Saturday’s presenters include Dr. Esad Boskailo, a psychiatrist, author and University of Arizona professor -- and survivor of six concentration camps in Bosnia; and author Amila Buturovic, associate professor of religious studies and humanities at York University in Toronto and a specialist in Islamic studies.
“Hemon and Boskailo are able to make a connection between the specific kinds of suffering that were inflicted on Bosnians and the larger question of suffering that is part of human experience in general,” Moore comments.
“Therefore, they really present Bosnia and the Bosnian diaspora as important lessons in what it means to be human. It’s impossible to understand the war and genocide apart from the individuals who experienced it.”
Buturovic’s work focuses on “reconstituting the pluralism that was destroyed by war and genocide. While her scholarship is about the Balkans,” Moore believes “it has important implications for understanding cultural pluralism in St. Louis and North America.”
What does it mean to be Bosnian?
But for Moore, “the mother of all questions” this weekend will be “how did the war and genocide change Bosnian identities. For example, is the vocabulary for describing Bosnian identities in ethnic and religious terms really adequate?”
Fontbonne’s Bosnia Memory Project will be honored May 9 with a FOCUS St. Louis “What’s Right with the Region” award for “Improving Racial Equality & Social Justice.” The organization was founded in 2006 by Moore and fellow Fontbonne professor Jack Luzkow.
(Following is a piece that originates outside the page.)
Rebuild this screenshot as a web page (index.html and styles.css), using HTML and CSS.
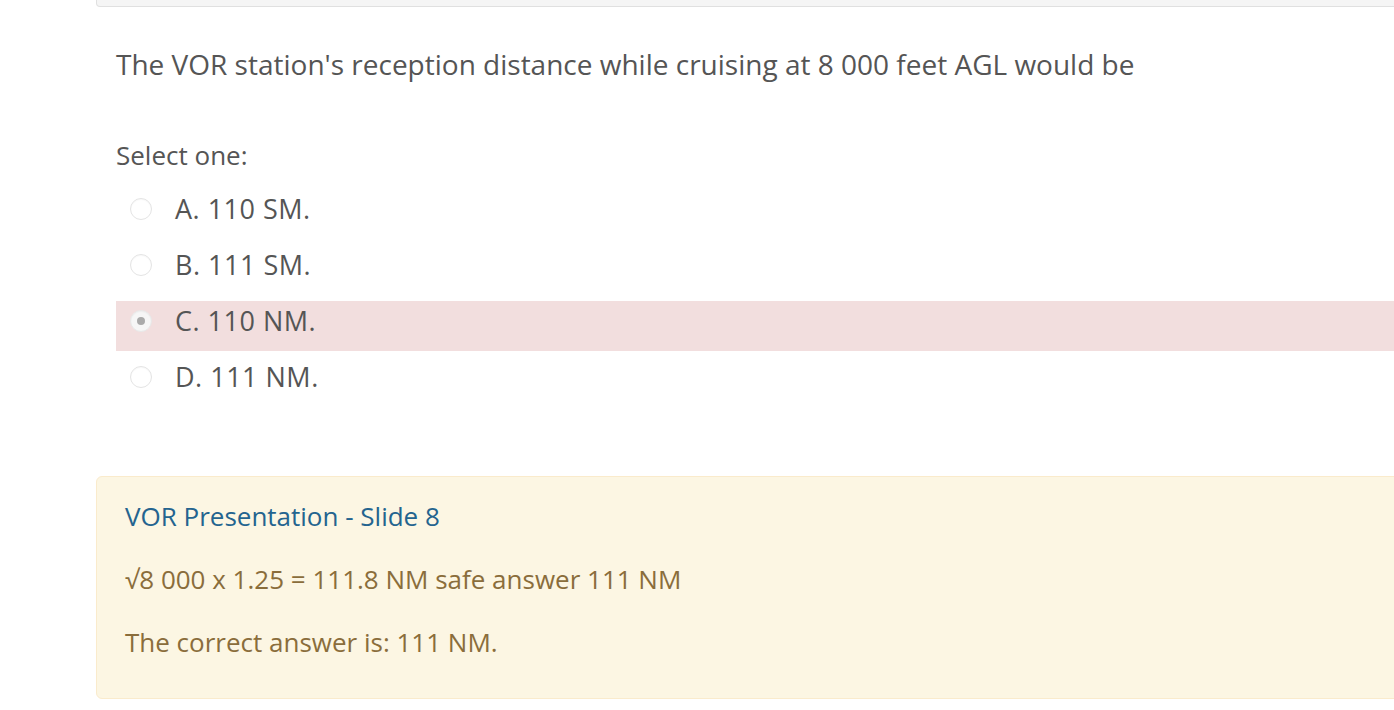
FILE: index.html
```html
<!DOCTYPE html>
<html>
<head>
<meta charset="utf-8">
<link rel="stylesheet" href="styles.css">
</head>
<body>
<div class="page">
  <div class="info-box"></div>
  <div class="content">
    <div class="qtext">The VOR station's reception distance while cruising at 8 000 feet AGL would be</div>
    <div class="ablock">
      <div class="prompt">Select one:</div>
      <div class="answers">
        <div class="opt"><span class="radio"></span><span class="label">A. 110 SM.</span></div>
        <div class="opt"><span class="radio"></span><span class="label">B. 111 SM.</span></div>
        <div class="opt incorrect"><span class="radio checked"></span><span class="label">C. 110 NM.</span></div>
        <div class="opt"><span class="radio"></span><span class="label">D. 111 NM.</span></div>
      </div>
    </div>
  </div>
  <div class="feedback">
    <p class="fb-link"><a href="#">VOR Presentation - Slide 8</a></p>
    <p>√8 000 x 1.25 = 111.8 NM safe answer 111 NM</p>
    <p>The correct answer is: 111 NM.</p>
  </div>
</div>
</body>
</html>
```

FILE: styles.css
```css
html, body {
  margin: 0;
  padding: 0;
  background: #fff;
  overflow: hidden;
}
body {
  font-family: "Open Sans", "Liberation Sans", sans-serif;
  color: #555;
  width: 1394px;
  height: 710px;
}
.page {
  margin-left: 96px;
  width: 1400px;
}
.info-box {
  height: 7px;
  margin-top: -1px;
  background: #f5f5f5;
  border: 1px solid #e0e0e0;
  border-top: none;
  border-bottom-left-radius: 4px;
}
.content {
  padding-left: 20px;
}
.qtext {
  font-size: 28px;
  line-height: 40px;
  color: #555;
  margin-top: 37px;
}
.ablock {
  margin-top: 55px;
}
.prompt {
  font-size: 26px;
  line-height: 32px;
  color: #555;
}
.answers {
  margin-top: 18px;
}
.opt {
  display: flex;
  align-items: center;
  height: 50px;
  margin-bottom: 6px;
  font-size: 27px;
  letter-spacing: 0.5px;
}
.opt .label {
  position: relative;
  top: -6px;
}
.opt.incorrect {
  background: #f2dede;
}
.radio {
  width: 22px;
  height: 22px;
  border-radius: 50%;
  border: 1px solid #e4e4e4;
  background: #fff;
  margin-left: 14px;
  margin-right: 23px;
  position: relative;
  top: -5px;
  box-sizing: border-box;
  display: flex;
  align-items: center;
  justify-content: center;
  box-shadow: inset 0 1px 1px rgba(0,0,0,0.03);
  flex: none;
}
.radio.checked {
  background: #f6f6f6;
  border-color: #e8e8e8;
}
.radio.checked::after {
  content: "";
  width: 8px;
  height: 8px;
  border-radius: 50%;
  background: #aaa;
}
.feedback {
  margin-top: 69px;
  background: #fcf6e3;
  border: 1px solid #faebcc;
  border-radius: 6px;
  padding: 23px 28px 22px 28px;
  color: #8a6d3b;
  font-size: 26px;
  height: 176px;
}
.feedback p {
  margin: 0 0 30px 0;
  line-height: 33px;
}
.feedback a {
  color: #24648f;
  text-decoration: none;
}
```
That terminology was solidified by the Dayton agreement, “which inscribed ethnic differences into the governmental system in Bosnia and left Bosnia divided,” Moore says.
The country’s presidency rotates among Bosniak (Bosnian Muslim), Croatian, and Serbian leaders, and a political boundary divides Bosnia into the Serb Republic and the Muslim-Croat Federation.
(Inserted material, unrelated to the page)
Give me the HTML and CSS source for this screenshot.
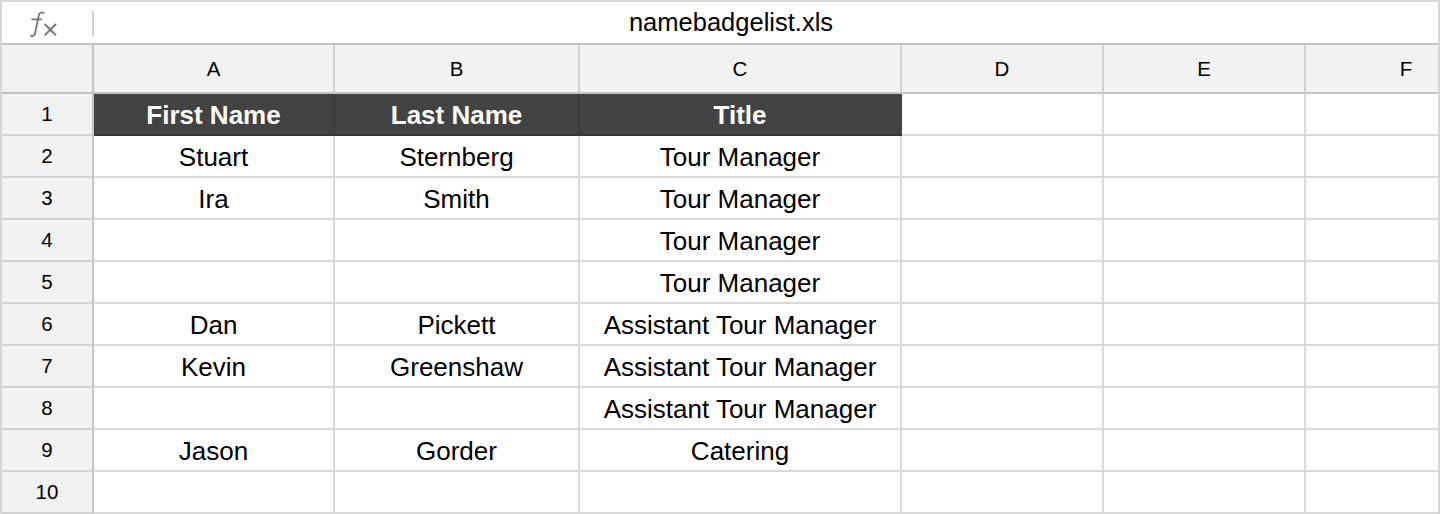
FILE: index.html
```html
<!DOCTYPE html>
<html>
<head>
<meta charset="utf-8">
<link rel="stylesheet" href="styles.css">
</head>
<body>
<div class="frame">
  <div class="formula">
    <div class="fx-box">
      <svg class="fx-icon" width="30" height="30" viewBox="0 0 30 30">
        <path d="M15.6 5.4 C14.2 3.9 11.6 4 10.9 7 L7.1 25 C6.6 27.6 5 28.6 3.1 27.6" fill="none" stroke="#777" stroke-width="1.8" stroke-linecap="round"/>
        <path d="M3.4 11.4 H13.8" fill="none" stroke="#777" stroke-width="1.7"/>
        <path d="M16.6 16 L28 27.4 M28 16 L16.6 27.4" fill="none" stroke="#777" stroke-width="2"/>
      </svg>
    </div>
    <div class="fx-sep"></div>
    <div class="fx-text">namebadgelist.xls</div>
  </div>
  <div class="grid">
    <div class="corner"></div>
    <div class="colhdr">A</div>
    <div class="colhdr">B</div>
    <div class="colhdr">C</div>
    <div class="colhdr">D</div>
    <div class="colhdr">E</div>
    <div class="colhdr">F</div>

    <div class="rowhdr">1</div>
    <div class="cell head">First Name</div>
    <div class="cell head">Last Name</div>
    <div class="cell head head-last">Title</div>
    <div class="cell"></div><div class="cell"></div><div class="cell"></div>

    <div class="rowhdr">2</div>
    <div class="cell">Stuart</div>
    <div class="cell">Sternberg</div>
    <div class="cell">Tour Manager</div>
    <div class="cell"></div><div class="cell"></div><div class="cell"></div>

    <div class="rowhdr">3</div>
    <div class="cell">Ira</div>
    <div class="cell">Smith</div>
    <div class="cell">Tour Manager</div>
    <div class="cell"></div><div class="cell"></div><div class="cell"></div>

    <div class="rowhdr">4</div>
    <div class="cell"></div>
    <div class="cell"></div>
    <div class="cell">Tour Manager</div>
    <div class="cell"></div><div class="cell"></div><div class="cell"></div>

    <div class="rowhdr">5</div>
    <div class="cell"></div>
    <div class="cell"></div>
    <div class="cell">Tour Manager</div>
    <div class="cell"></div><div class="cell"></div><div class="cell"></div>

    <div class="rowhdr">6</div>
    <div class="cell">Dan</div>
    <div class="cell">Pickett</div>
    <div class="cell">Assistant Tour Manager</div>
    <div class="cell"></div><div class="cell"></div><div class="cell"></div>

    <div class="rowhdr">7</div>
    <div class="cell">Kevin</div>
    <div class="cell">Greenshaw</div>
    <div class="cell">Assistant Tour Manager</div>
    <div class="cell"></div><div class="cell"></div><div class="cell"></div>

    <div class="rowhdr">8</div>
    <div class="cell"></div>
    <div class="cell"></div>
    <div class="cell">Assistant Tour Manager</div>
    <div class="cell"></div><div class="cell"></div><div class="cell"></div>

    <div class="rowhdr">9</div>
    <div class="cell">Jason</div>
    <div class="cell">Gorder</div>
    <div class="cell">Catering</div>
    <div class="cell"></div><div class="cell"></div><div class="cell"></div>

    <div class="rowhdr">10</div>
    <div class="cell"></div>
    <div class="cell"></div>
    <div class="cell"></div>
    <div class="cell"></div><div class="cell"></div><div class="cell"></div>
  </div>
</div>
</body>
</html>
```
FILE: styles.css
```css
* { box-sizing: border-box; }
html, body { margin: 0; padding: 0; background: #fff; }
body {
  font-family: "Liberation Sans", Arial, sans-serif;
  color: #000;
}
.frame {
  width: 1440px;
  height: 514px;
  border: 2px solid #d6d6d6;
  border-bottom: none;
  overflow: hidden;
  background: #fff;
}
.formula {
  height: 43px;
  border-bottom: 2px solid #c4c4c4;
  display: flex;
  align-items: center;
}
.fx-box {
  width: 90px;
  height: 41px;
  display: flex;
  align-items: center;
  padding-left: 26px;
}
.fx-icon { display: block; margin-top: 1px; }
.fx-sep {
  width: 2px;
  height: 25px;
  background: #c9ceda;
  margin-top: 1px;
}
.fx-text {
  flex: 1;
  text-align: center;
  font-size: 25.5px;
  padding-right: 70px;
  line-height: 41px;
}
.grid {
  display: grid;
  grid-template-columns: 92px 241px 245px 322px 202px 202px 202px;
  grid-template-rows: 49px repeat(10, 42px);
  width: 1506px;
}
.corner, .colhdr, .rowhdr {
  background: #f2f2f2;
  border-right: 2px solid #d2d2d2;
  border-bottom: 2px solid #d2d2d2;
  font-size: 20.5px;
  display: flex;
  align-items: center;
  justify-content: center;
}
.corner, .colhdr { border-bottom-color: #c4c4c4; }
.corner, .rowhdr { border-right-color: #c4c4c4; }
.cell {
  border-right: 2px solid #dadada;
  border-bottom: 2px solid #dadada;
  font-size: 26px;
  padding-top: 2px;
  display: flex;
  align-items: center;
  justify-content: center;
  white-space: nowrap;
}
.cell.head {
  background: #434343;
  color: #fff;
  font-weight: bold;
  border-right-color: #3c3c3c;
  border-bottom-color: #353535;
}
.cell.head-last { border-right-color: #434343; }
```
“One thing I really hope to get out of this conference is a better understanding of the relationship between Bosnian diaspora communities and Bosnia,” Moore notes.
“Many refugee groups gradually separate from the home land, [but for Bosnians] the pattern set by previous ethnic groups in the early 20th century might change because of technologies like Facebook and Skype that allow connections to be maintained.”
He hopes the symposium will serve this purpose as well.
“Bosnian diaspora communities can have positive effects on changing the dire state of things" in Bosnia, he says. “I don’t think we know what’s going to happen to Bosnian identities here or in Bosnia over the next 20 years because I don’t think it’s fated to turn out one way or another. I really think it’s in the hands of Bosnians and their friends.”